Dump image content into DRBD device
Let’s convert the qcow2 image to raw format, and write it into the DRBD device
IMAGE_LOC=/var/lib/libvirt/images/questing.kvm1.img
DRBD_DEV=/dev/drbd0
qemu-img convert -f qcow2 -O raw $IMAGE_LOC $DRBD_DEV
Create the KVM guest
Initiate the virt-install command to instantiate and boot the vm
OS_VARIANT=ubuntu25.10
VM_BRIDGE=br-prd
virt-install \
--name kvm1 \
--ram 2048 \
--vcpus 2 \
--cpu=host \
--disk path=$DRBD_DEV \
--os-variant $OS_VARIANT \
--network bridge:$VM_BRIDGE,model=virtio \
--graphics none \
--audio none \
--console pty,target_type=serial \
--boot hd \
--noautoconsole \
--import
🛈 Info: The OS_VARIANT value can be identified using command
virt-install --osinfo list. The VM_BRIDGE value corresponds to the bridge that we created earlier in the demo.

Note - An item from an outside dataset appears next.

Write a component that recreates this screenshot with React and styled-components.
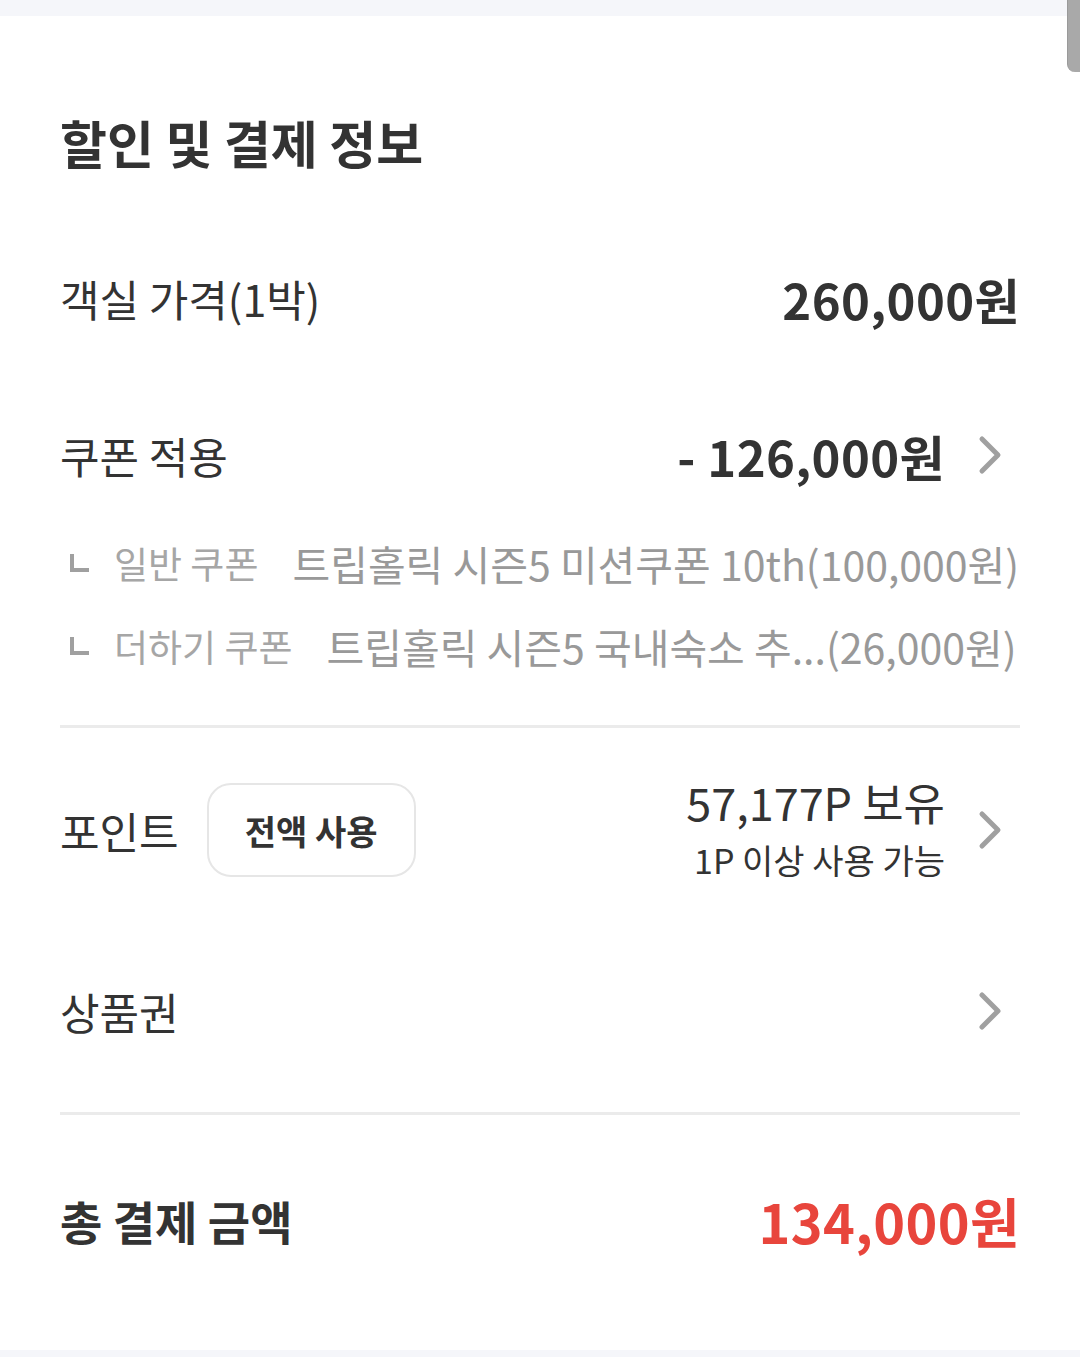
import React from "react";
import styled, { createGlobalStyle } from "styled-components";

const GlobalStyle = createGlobalStyle`
  html, body {
    margin: 0;
    padding: 0;
    background: #ffffff;
  }
  body {
    font-family: "Noto Sans CJK KR", "Noto Sans", sans-serif;
    color: #333333;
  }
`;

const Page = styled.div`
  position: relative;
  width: 1080px;
  height: 1357px;
  overflow: hidden;
  display: flex;
  flex-direction: column;
`;

const Band = styled.div`
  height: ${p => p.$h}px;
  background: #f5f6fa;
  flex-shrink: 0;
`;

const Scrollbar = styled.div`
  position: absolute;
  top: 0;
  right: 0;
  width: 12px;
  height: 72px;
  background: #a9a9a9;
  border-left: 1px solid #9a9a9a;
  border-bottom-left-radius: 8px;
`;

const Section = styled.div`
  flex: 1;
  padding: 0 60px;
  display: flex;
  flex-direction: column;
`;

const Title = styled.h2`
  margin: 91px 0 0;
  height: 70px;
  line-height: 70px;
  font-size: 51px;
  font-weight: 700;
  color: #333;
`;

const Row = styled.div`
  margin-top: ${p => p.$top}px;
  height: ${p => p.$h || 80}px;
  display: flex;
  align-items: center;
  justify-content: space-between;
`;

const Label = styled.div`
  font-size: ${p => (p.$bold ? 46 : 43)}px;
  font-weight: ${p => (p.$bold ? 700 : 400)};
  color: #333;
  display: flex;
  align-items: center;
  gap: 28px;
`;

const Right = styled.div`
  display: flex;
  align-items: center;
`;

const Amount = styled.div`
  font-size: ${p => p.$size || 49}px;
  font-weight: 700;
  color: ${p => p.$color || "#333"};
  letter-spacing: 0.4px;
`;

const SubList = styled.div`
  margin-top: 38px;
  display: flex;
  flex-direction: column;
  gap: 23px;
`;

const SubItem = styled.div`
  height: 60px;
  display: flex;
  align-items: center;
  white-space: nowrap;
  min-width: 0;
`;

const Corner = styled.span`
  width: 19px;
  height: 18px;
  margin: 0 0 0 10px;
  border-left: 4px solid #a0a0a0;
  border-bottom: 4px solid #a0a0a0;
  flex-shrink: 0;
  box-sizing: border-box;
`;

const SubLabel = styled.span`
  margin-left: 25px;
  font-size: 37px;
  color: #a6a6a6;
  flex-shrink: 0;
`;

const SubText = styled.span`
  margin-left: 34px;
  font-size: 41px;
  color: #999;
  overflow: hidden;
  text-overflow: ellipsis;
  flex: 1;
  min-width: 0;
`;

const Divider = styled.hr`
  margin: ${p => p.$top}px 0 0;
  border: none;
  height: 3px;
  background: #ebebeb;
`;

const PillButton = styled.button`
  height: 94px;
  width: 209px;
  border: 2px solid #e6e6e6;
  border-radius: 24px;
  background: #fff;
  font-family: inherit;
  font-size: 34px;
  font-weight: 700;
  color: #333;
  padding: 0;
`;

const PointInfo = styled.div`
  display: flex;
  flex-direction: column;
  align-items: flex-end;
`;

const PointMain = styled.div`
  font-size: 45px;
  line-height: 60px;
  color: #333;
`;

const PointSub = styled.div`
  font-size: 34px;
  line-height: 56px;
  color: #333;
`;

const Chevron = () => (
  <svg width="40" height="40" viewBox="0 0 40 40" style={{ marginLeft: 24, marginRight: 11, flexShrink: 0 }}>
    <path d="M13 4 L29 20 L13 36" fill="none" stroke="#a0a0a0" strokeWidth="5" strokeLinecap="round" strokeLinejoin="round" />
  </svg>
);

const coupons = [
  { label: "일반 쿠폰", text: "트립홀릭 시즌5 미션쿠폰 10th(100,000원)" },
  { label: "더하기 쿠폰", text: "트립홀릭 시즌5 국내숙소 추...(26,000원)" }
];

export default function App() {
  return (
    <>
      <GlobalStyle />
      <Page>
        <Band $h={16} />
        <Scrollbar />
        <Section>
          <Title>할인 및 결제 정보</Title>

          <Row $top={81}>
            <Label>객실 가격(1박)</Label>
            <Amount>260,000원</Amount>
          </Row>

          <Row $top={77}>
            <Label>쿠폰 적용</Label>
            <Right>
              <Amount>- 126,000원</Amount>
              <Chevron />
            </Right>
          </Row>

          <SubList>
            {coupons.map(c => (
              <SubItem key={c.label}>
                <Corner />
                <SubLabel>{c.label}</SubLabel>
                <SubText>{c.text}</SubText>
              </SubItem>
            ))}
          </SubList>

          <Divider $top={49} />

          <Row $top={52} $h={100}>
            <Label>
              포인트
              <PillButton>전액 사용</PillButton>
            </Label>
            <Right>
              <PointInfo>
                <PointMain>57,177P 보유</PointMain>
                <PointSub>1P 이상 사용 가능</PointSub>
              </PointInfo>
              <Chevron />
            </Right>
          </Row>

          <Row $top={91}>
            <Label>상품권</Label>
            <Chevron />
          </Row>

          <Divider $top={61} />

          <Row $top={65}>
            <Label $bold>총 결제 금액</Label>
            <Amount $size={54} $color="#e8453c">134,000원</Amount>
          </Row>
        </Section>
        <Band $h={7} />
      </Page>
    </>
  );
}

The virtual machine boots in the background. The console is available using command virsh console kvm1, and can be exited with control+]. If you have an X server available, it is possible to use the graphical interface using the command virt-manager.

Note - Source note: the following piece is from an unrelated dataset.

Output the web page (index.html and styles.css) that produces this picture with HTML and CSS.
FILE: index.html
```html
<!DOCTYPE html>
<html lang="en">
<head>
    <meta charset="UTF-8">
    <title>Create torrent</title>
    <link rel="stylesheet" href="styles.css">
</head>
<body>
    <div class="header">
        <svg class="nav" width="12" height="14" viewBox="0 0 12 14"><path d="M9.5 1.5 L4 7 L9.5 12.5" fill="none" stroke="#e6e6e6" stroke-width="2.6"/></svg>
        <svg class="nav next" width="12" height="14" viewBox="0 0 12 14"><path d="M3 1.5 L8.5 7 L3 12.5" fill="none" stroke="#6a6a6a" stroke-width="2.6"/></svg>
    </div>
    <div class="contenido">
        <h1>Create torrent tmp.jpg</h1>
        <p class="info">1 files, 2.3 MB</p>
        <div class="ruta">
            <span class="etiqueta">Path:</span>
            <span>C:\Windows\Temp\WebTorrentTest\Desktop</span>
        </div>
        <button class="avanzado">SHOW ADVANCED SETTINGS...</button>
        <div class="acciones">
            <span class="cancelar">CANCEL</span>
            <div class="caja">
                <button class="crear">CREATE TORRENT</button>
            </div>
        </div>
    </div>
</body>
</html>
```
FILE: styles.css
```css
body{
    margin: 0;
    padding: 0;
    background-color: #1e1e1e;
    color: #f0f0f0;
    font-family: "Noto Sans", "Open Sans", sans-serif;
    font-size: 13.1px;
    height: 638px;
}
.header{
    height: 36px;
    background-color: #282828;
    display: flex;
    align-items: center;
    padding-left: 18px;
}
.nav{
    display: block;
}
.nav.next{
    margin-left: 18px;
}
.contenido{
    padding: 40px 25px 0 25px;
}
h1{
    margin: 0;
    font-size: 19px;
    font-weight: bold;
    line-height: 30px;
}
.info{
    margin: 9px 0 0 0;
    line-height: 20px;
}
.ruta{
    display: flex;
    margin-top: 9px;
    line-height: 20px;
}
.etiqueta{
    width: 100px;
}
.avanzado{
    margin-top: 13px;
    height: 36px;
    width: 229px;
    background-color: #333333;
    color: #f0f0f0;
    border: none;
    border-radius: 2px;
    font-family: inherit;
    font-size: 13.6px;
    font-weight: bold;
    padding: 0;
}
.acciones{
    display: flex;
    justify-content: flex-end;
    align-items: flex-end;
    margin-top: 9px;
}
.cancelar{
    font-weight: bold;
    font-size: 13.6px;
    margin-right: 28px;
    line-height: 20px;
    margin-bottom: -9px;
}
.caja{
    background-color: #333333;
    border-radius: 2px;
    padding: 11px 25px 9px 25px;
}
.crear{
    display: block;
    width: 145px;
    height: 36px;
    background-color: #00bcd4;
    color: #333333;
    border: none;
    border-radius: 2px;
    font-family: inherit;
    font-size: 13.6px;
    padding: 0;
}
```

After a few seconds, the virtual machine is available
root@n1:~# ping -c3 kvm1
PING kvm1 (10.30.0.20) 56(84) bytes of data.

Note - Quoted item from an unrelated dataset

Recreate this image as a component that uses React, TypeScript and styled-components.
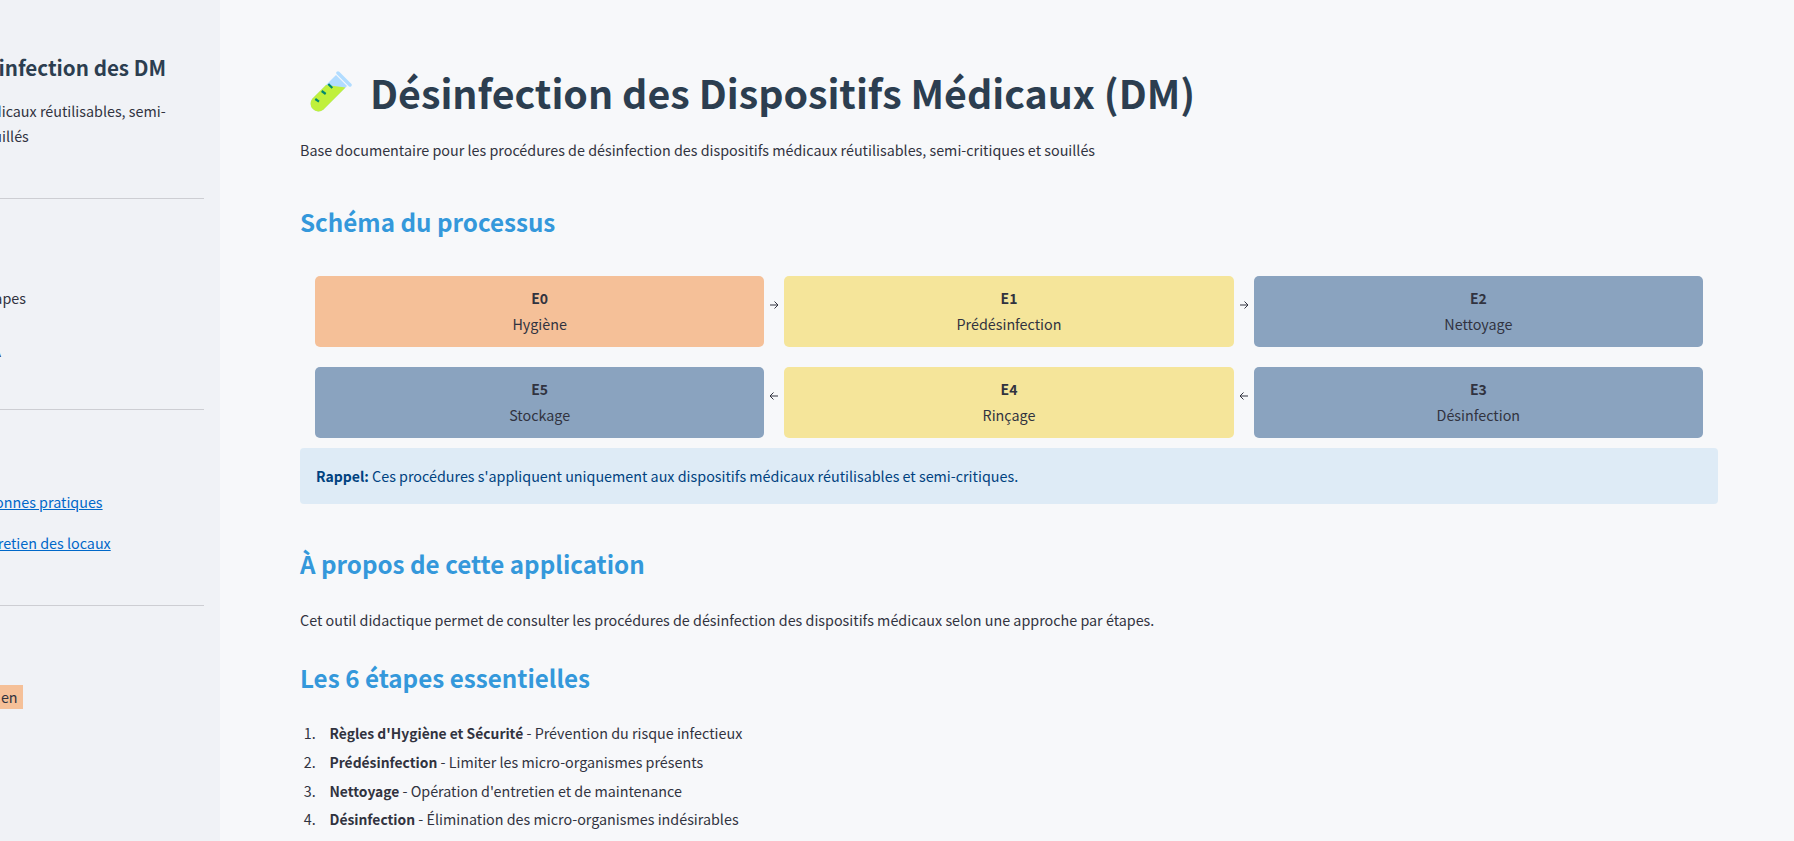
import React from "react";
import styled, { createGlobalStyle } from "styled-components";

const GlobalStyle = createGlobalStyle`
  html, body {
    margin: 0;
    height: 100%;
    overflow: hidden;
    background: #f7f8fa;
  }
  #root {
    height: 100%;
  }
`;

const Page = styled.div`
  display: flex;
  height: 841px;
  overflow: hidden;
  font-family: "Noto Sans CJK SC", "Source Sans Pro", "Noto Sans", sans-serif;
  font-size: 14.33px;
  line-height: 1.6;
  color: #31333f;
`;

const Sidebar = styled.aside`
  flex: 0 0 220px;
  overflow: hidden;
  background: #f0f2f6;
`;

// the sidebar is scrolled sideways in the picture, so its text starts off-canvas
const SidebarInner = styled.div`
  width: 304px;
  margin-left: -100px;
  padding-top: 51px;
`;

const SidebarTitle = styled.h2`
  margin: 0 0 16px;
  font-size: 20.6px;
  font-weight: 700;
  line-height: 32px;
  color: #2c3e50;
  white-space: nowrap;
  text-align: right;
  padding-right: 38px;
`;

const SidebarText = styled.p`
  margin: 0;
  line-height: 24.6px;
`;

const Divider = styled.hr<{ $top: number }>`
  margin: ${(p) => p.$top}px 0 0;
  border: 0;
  border-top: 1px solid #cdced3;
`;

const SidebarItem = styled.p<{ $top: number }>`
  margin: ${(p) => p.$top}px 0 0;
  line-height: 22px;
`;

const SidebarLink = styled.a`
  color: #0068c9;
  text-decoration: underline;
`;

const Tag = styled.span`
  display: inline-block;
  background: #f5c098;
  padding: 0 5px;
  line-height: 24px;
`;

const Main = styled.main`
  flex: 1;
  overflow: hidden;
  padding: 58px 76px 0 80px;
`;

const Title = styled.h1`
  display: flex;
  align-items: center;
  gap: 18px;
  margin: 0 0 12px;
  font-size: 39.35px;
  font-weight: 700;
  line-height: 68px;
  color: #2c3e50;
`;

const TubeIcon = styled.svg`
  flex: none;
  margin-left: 10px;
`;

const Lead = styled.p`
  margin: 0 0 40px;
  line-height: 24px;
`;

const Heading = styled.h2<{ $before?: number; $after: number }>`
  margin: ${(p) => p.$before ?? 0}px 0 ${(p) => p.$after}px;
  font-size: 24.2px;
  font-weight: 600;
  line-height: 40px;
  color: #3498db;
`;

const Flow = styled.div`
  display: flex;
  flex-direction: column;
  gap: 20px;
  padding: 0 15px;
`;

const FlowRow = styled.div`
  display: grid;
  grid-template-columns: 1fr 20px 1fr 20px 1fr;
  align-items: center;
`;

const stepColors = {
  orange: "#f5c098",
  yellow: "#f5e59a",
  blue: "#8aa3bf",
};

const Step = styled.div<{ $tone: keyof typeof stepColors }>`
  height: 71px;
  padding-top: 10px;
  box-sizing: border-box;
  border-radius: 5px;
  background: ${(p) => stepColors[p.$tone]};
  text-align: center;
  line-height: 25px;
`;

const StepCode = styled.div`
  font-weight: 700;
  font-size: 14px;
`;

const Arrow = styled.span`
  display: flex;
  justify-content: center;
  margin-bottom: 14px;
  color: #31333f;
`;

const Callout = styled.div`
  margin-top: 10px;
  padding: 16px;
  height: 56px;
  box-sizing: border-box;
  border-radius: 4px;
  background: #deebf6;
  color: #004280;
  line-height: 24px;
`;

const CalloutLabel = styled.strong`
  font-size: 14px;
`;

const Paragraph = styled.p`
  margin: 0 0 26px;
  line-height: 24px;
`;

const Steps = styled.ol`
  margin: 0;
  padding-left: 19px;
`;

const StepItem = styled.li`
  line-height: 24px;
  margin-bottom: 4.8px;
  padding-left: 10.5px;
`;

const StepName = styled.strong`
  font-size: 13.85px;
`;

type Tone = keyof typeof stepColors;

const topRow: [string, string, Tone][] = [
  ["E0", "Hygiène", "orange"],
  ["E1", "Prédésinfection", "yellow"],
  ["E2", "Nettoyage", "blue"],
];

const bottomRow: [string, string, Tone][] = [
  ["E5", "Stockage", "blue"],
  ["E4", "Rinçage", "yellow"],
  ["E3", "Désinfection", "blue"],
];

const essentials = [
  ["Règles d'Hygiène et Sécurité", "Prévention du risque infectieux"],
  ["Prédésinfection", "Limiter les micro-organismes présents"],
  ["Nettoyage", "Opération d'entretien et de maintenance"],
  ["Désinfection", "Élimination des micro-organismes indésirables"],
  ["Rinçage", "Retirer les résidus de désinfectant"],
  ["Stockage", "Conservation à l'abri des contaminations"],
];

const TestTube = () => (
  <TubeIcon width="42" height="42" viewBox="0 0 42 42">
    <path d="M26 4l11 11-23.500 23.500a7.800 7.800 0 0 1-11-11z" fill="#b1dcff" />
    <path d="M28 2l12 12" stroke="#b1dcff" strokeWidth="3.500" strokeLinecap="round" />
    <path d="M16 14l19.500 2.500-22 22a7.800 7.800 0 0 1-11-11z" fill="#c0f03c" />
    <path d="M5.300 28l3.700 2.600M11.700 20l4 3M18.300 13l4 4" stroke="#00896f" strokeWidth="2.200" />
  </TubeIcon>
);

const ArrowRight = () => (
  <svg width="10" height="10" viewBox="0 0 10 10" fill="none" stroke="currentColor" strokeWidth="1">
    <path d="M1 5h8M5.500 1.500L9 5l-3.500 3.500" />
  </svg>
);

const ArrowLeft = () => (
  <svg width="10" height="10" viewBox="0 0 10 10" fill="none" stroke="currentColor" strokeWidth="1">
    <path d="M9 5H1M4.500 1.500L1 5l3.500 3.500" />
  </svg>
);

const FlowSteps: React.FC<{ steps: [string, string, Tone][]; back?: boolean }> = ({ steps, back }) => (
  <FlowRow>
    {steps.map(([code, label, tone], i) => (
      <React.Fragment key={code}>
        {i > 0 && <Arrow>{back ? <ArrowLeft /> : <ArrowRight />}</Arrow>}
        <Step $tone={tone}>
          <StepCode>{code}</StepCode>
          <div>{label}</div>
        </Step>
      </React.Fragment>
    ))}
  </FlowRow>
);

const App: React.FC = () => (
  <Page>
    <GlobalStyle />
    <Sidebar>
      <SidebarInner>
        <SidebarTitle>Désinfection des DM</SidebarTitle>
        <SidebarText>dispositifs médicaux réutilisables, semi-critiques et souillés</SidebarText>
        <Divider $top={50} />
        <SidebarItem $top={88}>Parcours en étapes</SidebarItem>
        <SidebarItem $top={31}>Procédures RIA</SidebarItem>
        <Divider $top={47} />
        <SidebarItem $top={81}>
          <SidebarLink href="#">Le guide des bonnes pratiques</SidebarLink>
        </SidebarItem>
        <SidebarItem $top={19}>
          <SidebarLink href="#">Le cahier d'entretien des locaux</SidebarLink>
        </SidebarItem>
        <Divider $top={51} />
        <SidebarItem $top={79}>
          <Tag>Version locale en</Tag>
        </SidebarItem>
      </SidebarInner>
    </Sidebar>
    <Main>
      <Title>
        <TestTube />
        Désinfection des Dispositifs Médicaux (DM)
      </Title>
      <Lead>
        Base documentaire pour les procédures de désinfection des dispositifs médicaux réutilisables,
        semi-critiques et souillés
      </Lead>
      <Heading $after={34}>Schéma du processus</Heading>
      <Flow>
        <FlowSteps steps={topRow} />
        <FlowSteps steps={bottomRow} back />
      </Flow>
      <Callout>
        <CalloutLabel>Rappel:</CalloutLabel> Ces procédures s'appliquent uniquement aux dispositifs médicaux
        réutilisables et semi-critiques.
      </Callout>
      <Heading $before={40} $after={24}>À propos de cette application</Heading>
      <Paragraph>
        Cet outil didactique permet de consulter les procédures de désinfection des dispositifs
        médicaux selon une approche par étapes.
      </Paragraph>
      <Heading $after={23}>Les 6 étapes essentielles</Heading>
      <Steps>
        {essentials.map(([name, text]) => (
          <StepItem key={name}>
            <StepName>{name}</StepName> - {text}
          </StepItem>
        ))}
      </Steps>
    </Main>
  </Page>
);

export default App;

64 bytes from kvm1 (10.30.0.20): icmp_seq=1 ttl=64 time=0.255 ms
64 bytes from kvm1 (10.30.0.20): icmp_seq=2 ttl=64 time=0.794 ms
64 bytes from kvm1 (10.30.0.20): icmp_seq=3 ttl=64 time=0.545 ms
--- kvm1 ping statistics ---
3 packets transmitted, 3 received, 0% packet loss, time 2021ms
rtt min/avg/max/mdev = 0.255/0.531/0.794/0.220 ms
Declare the kvm resource in OpenSVC service
Once the virtual machine is operational, we have to add it to the OpenSVC service configuration, as a new resource:
root@n1:~# om demo/svc/kvm1 config update --set container#1.type=kvm --set container#1.name=kvm1
committed
root@n1:~# om demo/svc/kvm1 instance status -r
demo/svc/kvm1 up
└ instances
├ n2 down mix-provisioned idle
└ n1 up idle started
└ resources
├ volume#data ........ up kvm1
└ container#1 ........ up kvm kvm1
⚠️ Warning: As the VM provisioning was done manually, the
mix-provisionedstate appear on then2instance. We have to informn2OpenSVC agent that the virtual machine resource is actually provisioned.
root@n1:~# om demo/svc/kvm1 instance provision --state-only --node n2
OBJECT NODE SID
demo/svc/kvm1 n2 d24fb390-8d62-4fa8-80cb-77da3980778c
root@n1:~# om demo/svc/kvm1 print status -r
demo/svc/kvm1 up
└ instances
├ n2 down idle
└ n1 up idle started
└ resources
├ volume#data ........ up kvm1
└ container#1 ........ up kvm kvm1
The service state is now normal on both nodes.
Tests
Test OpenSVC service
It is now possible to test service failover between nodes. Two methods are possible:
- VM switch with downtime
- VM switch with kvm live migration (no downtime)
VM switch with downtime
The switch action can be submitted with the command om demo/svc/kvm1 switch
The following steps are orchestrated:
- n1: stop the VM
- n1: bring down drbd device (secondary)
- n2: bring up drbd device (primary)
- n2: start the vm
root@n1:~# om demo/svc/kvm1 instance ls
OBJECT NODE AVAIL
demo/svc/kvm1 n1 up
demo/svc/kvm1 n2 down
root@n1:~# om demo/svc/kvm1 switch --wait
OBJECT ORCHESTRATION_ID ERROR
demo/svc/kvm1 983c32b5-96c4-4930-8eb2-670c5fae0cc8 -
root@n1:~# om demo/svc/kvm1 instance ls
OBJECT NODE AVAIL
demo/svc/kvm1 n1 down
demo/svc/kvm1 n2 up
🛈 Info: This process can take several seconds or even minutes depending on kvm domain use.
VM switch with kvm live migration (no downtime)
The switch action can be submitted with the command om demo/svc/kvm1 switch --live
The following steps are orchestrated:
- n1: enable drbd dual primary
- n1: launch virsh migrate –live –persistent
- n1: disable drbd dual primary
root@n1:~# om demo/svc/kvm1 instance ls
OBJECT NODE AVAIL
demo/svc/kvm1 n1 up
demo/svc/kvm1 n2 down
root@n1:~# om demo/svc/kvm1 switch --live --wait
OBJECT ORCHESTRATION_ID ERROR
demo/svc/kvm1 c898ddc6-f827-48b5-8686-21ddf500e56e -
root@n1:~# om demo/svc/kvm1 instance ls
OBJECT NODE AVAIL
demo/svc/kvm1 n1 down
demo/svc/kvm1 n2 up
🛈 Info: This process is transparent, without any network disruption.